NCBI is an international, non-profit, leadership training organization based in Washington, DC, USA. According to its Web site, the organization “has worked to eliminate racism and all other forms of prejudice and discrimination throughout the world" since 1984. There are 50 community-based NCBI teams and 56 campus teams in the U.S. and abroad including Canada, England, Switzerland, Germany, Bosnia, Kosovo, Austria, Israel and South Africa. The USF chapter, housed in the Office of Multicultural Affairs, is a member of NCBI International.
Those trained during the conference will be qualified to train others as they learn how to lead the NCBI Prejudice Reduction Workshop in partnership with the local NCBI team. All new NCBI trainers are required to co-lead workshops with other senior NCBI trainers and continue to fully develop their leadership skills and understanding of the NCBI models and processes.
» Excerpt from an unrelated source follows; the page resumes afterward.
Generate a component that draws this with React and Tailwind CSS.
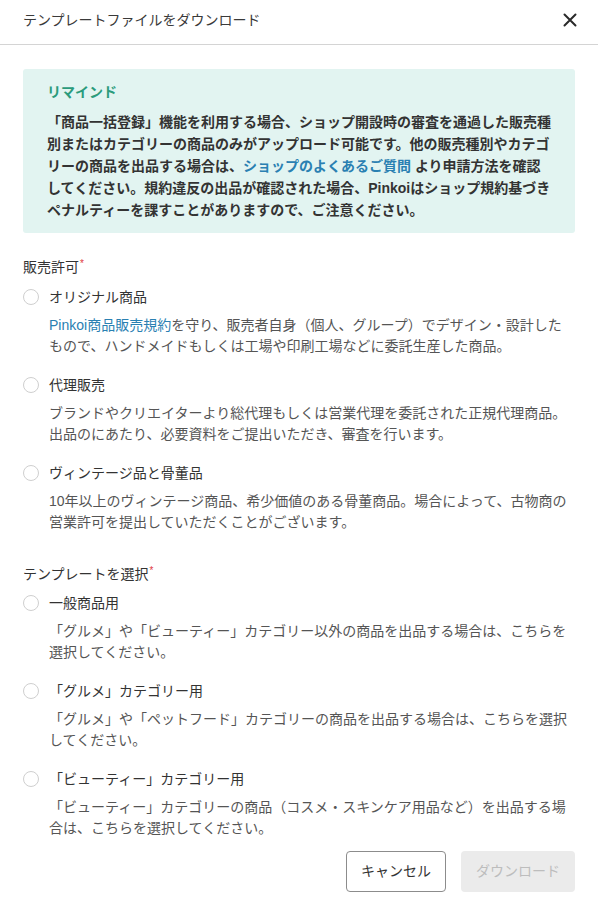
import React from "react";

function Radio() {
  return <span className="block w-4 h-4 rounded-full border border-[#cfcfcf] bg-white shrink-0" />;
}

function Option({ label, children }) {
  return (
    <div>
      <label className="flex items-center gap-[10px] h-[22px]">
        <Radio />
        <span className="text-[14px] leading-[22px] text-[#333]">{label}</span>
      </label>
      <p className="mt-[7px] pl-[26px] text-[14px] leading-[21px] text-[#555]">{children}</p>
    </div>
  );
}

function Title({ children }) {
  return (
    <div className="text-[14px] leading-[22px] text-[#333]">
      {children}
      <span className="text-[#e0393e] text-[10px] align-top relative top-[-3px] ml-[1px]">*</span>
    </div>
  );
}

export default function App() {
  return (
    <div
      className="min-h-screen bg-white [text-spacing-trim:space-all]"
      style={{ fontFamily: '"Liberation Sans", "Noto Sans CJK JP", sans-serif' }}
    >
      <header className="h-[45px] flex items-center justify-between px-[23px] pb-[5px] border-b border-[#d4d4d4]">
        <h1 className="text-[14px] leading-[22px] text-[#3a3a3a] font-normal">テンプレートファイルをダウンロード</h1>
        <svg width="14" height="14" viewBox="0 0 14 14" className="mr-[-2px]">
          <path d="M1.5 1.5 L12.5 12.5 M12.5 1.5 L1.5 12.5" stroke="#2a2a2a" strokeWidth="2" strokeLinecap="round" />
        </svg>
      </header>

      <div className="px-[23px]">
        <div className="mt-[24px] rounded-[3px] bg-[#e2f4f1] px-6 pt-3 pb-3">
          <div className="text-[14px] leading-[22px] font-bold text-[#2b9b7c]">リマインド</div>
          <p className="mt-2 text-[14px] leading-[22px] font-bold text-[#333]">
            「商品一括登録」機能を利用する場合、ショップ開設時の審査を通過した販売種別またはカテゴリーの商品のみがアップロード可能です。他の販売種別やカテゴリーの商品を出品する場合は、
            <span className="text-[#2a80b2]">ショップのよくあるご質問</span>
            {" "}より申請方法を確認してください。規約違反の出品が確認された場合、Pinkoiはショップ規約基づきペナルティーを課すことがありますので、ご注意ください。
          </p>
        </div>

        <div className="mt-[23px]">
          <Title>販売許可</Title>
          <div className="mt-2 flex flex-col gap-[17px]">
            <Option label="オリジナル商品">
              <span className="text-[#2a80b2]">Pinkoi商品販売規約</span>
              を守り、販売者自身（個人、グループ）でデザイン・設計したもので、ハンドメイドもしくは工場や印刷工場などに委託生産した商品。
            </Option>
            <Option label="代理販売">
              ブランドやクリエイターより総代理もしくは営業代理を委託された正規代理商品。出品のにあたり、必要資料をご提出いただき、審査を行います。
            </Option>
            <Option label="ヴィンテージ品と骨董品">
              10年以上のヴィンテージ商品、希少価値のある骨董商品。場合によって、古物商の営業許可を提出していただくことがございます。
            </Option>
          </div>
        </div>

        <div className="mt-[30px]">
          <Title>テンプレートを選択</Title>
          <div className="mt-[7px] flex flex-col gap-[17px]">
            <Option label="一般商品用">
              「グルメ」や「ビューティー」カテゴリー以外の商品を出品する場合は、こちらを選択してください。
            </Option>
            <Option label="「グルメ」カテゴリー用">
              「グルメ」や「ペットフード」カテゴリーの商品を出品する場合は、こちらを選択してください。
            </Option>
            <Option label="「ビューティー」カテゴリー用">
              「ビューティー」カテゴリーの商品（コスメ・スキンケア用品など）を出品する場合は、こちらを選択してください。
            </Option>
          </div>
        </div>

        <div className="mt-[12px] flex justify-end gap-[15px]">
          <button className="h-[41px] px-[14px] rounded-[4px] border border-[#8c8c8c] bg-white text-[14px] text-[#333]">
            キャンセル
          </button>
          <button className="h-[41px] px-[15px] rounded-[4px] bg-[#ebebeb] text-[14px] text-[#bdbdbd]">
            ダウンロード
          </button>
        </div>
      </div>
    </div>
  );
}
“This is a movement,” said NCBI Coordinator Christopher Chell. “Because the primary goal of NCBI is to establish communities of leaders, we meet regularly to practice our leadership skills, continue our own personal healing from the impacts of discrimination and mistreatment and to build beloved community. We also encourage new trainers to implement the principles of NCBI into any course curriculum.”
NCBI provides diversity consulting and training programs for organizations and individuals. The local USF chapter has trained over 1800 students, faculty and staff during the academic year.
“We celebrate group identity as well as differences and similarities,” said Chell. “It is possible to live in peace in a world with people who think, act and are different from ourselves. Those who have difficulty with this notion just need to learn how.”
The University of South Florida is among the nation's top 63 public research universities and one of 39 community engaged public universities as designated by the Carnegie Foundation for the Advancement of Teaching. It is one of Florida's top three research universities. USF was awarded more than $300 million in research contracts and grants last year. The University offers 219 degree programs at the undergraduate, graduate, specialist and doctoral levels, including the doctor of medicine. The University has a $1.8 billion annual budget, an annual economic impact of $3.2 billion, and serves more than 45,000 students on campuses in Tampa, St. Petersburg, Sarasota-Manatee and Lakeland. USF is a member of the Big East Athletic Conference.